The simple way is more prone to errors when you’re using it in a market where these correlations fluctuate and change rapidly.
Why did I use the toothpaste market as an example? Why didn’t I use the smartphone market? the laptop market?
The latter two markets involve lots of changes. People’s preferences are constantly changing over time, and they are changing very quickly, unlike toothpaste, where the sensitivities to the value drivers tend to be pretty stable across decades. The same correlation patterns tend to hold across time.
Simple Way: Step 3 Benchmark
What information do we have so far:
- Value drivers of each segment
- How value drivers differ across segments
- Profiling using descriptor variables
in other words, so far we have 4 segments and their descriptive variables
Simple Way: Step 4
Now we need to get competitors in each segment.

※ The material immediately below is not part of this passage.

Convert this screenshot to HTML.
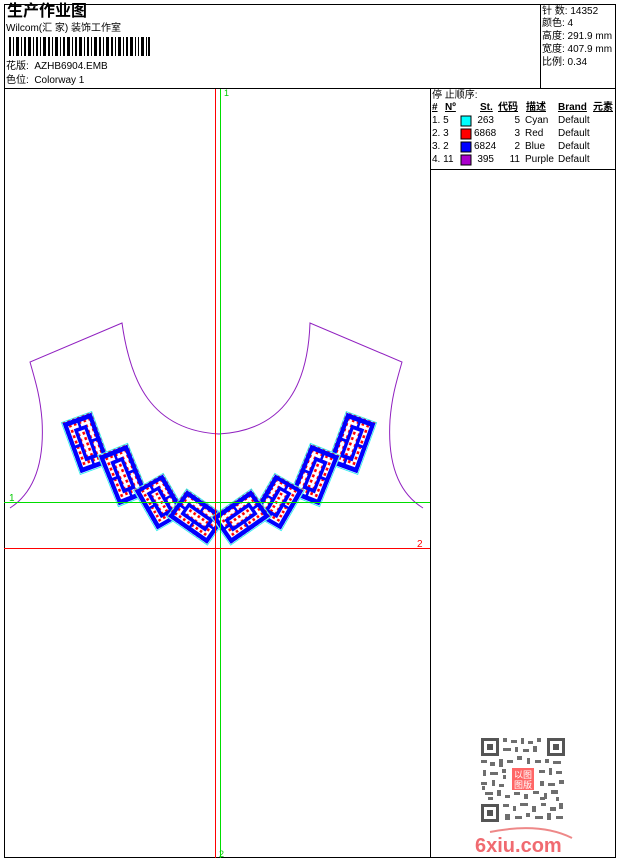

Consider which competitors cater to the value drivers within each segment.
How do you get this kind of information?
A crude way to do it is to go to, e.g., Walmart and look at the product packaging because if your competitors are catering to certain value drivers, they’re going to promote these value drivers on their product packaging. Will also promote these value drivers in their advertising, so you look at what they are doing.
Another slightly better way is to approach the people in each segment and ask them what products they have been using and why they use them. That gives you the market share of each of your competitors within each segment.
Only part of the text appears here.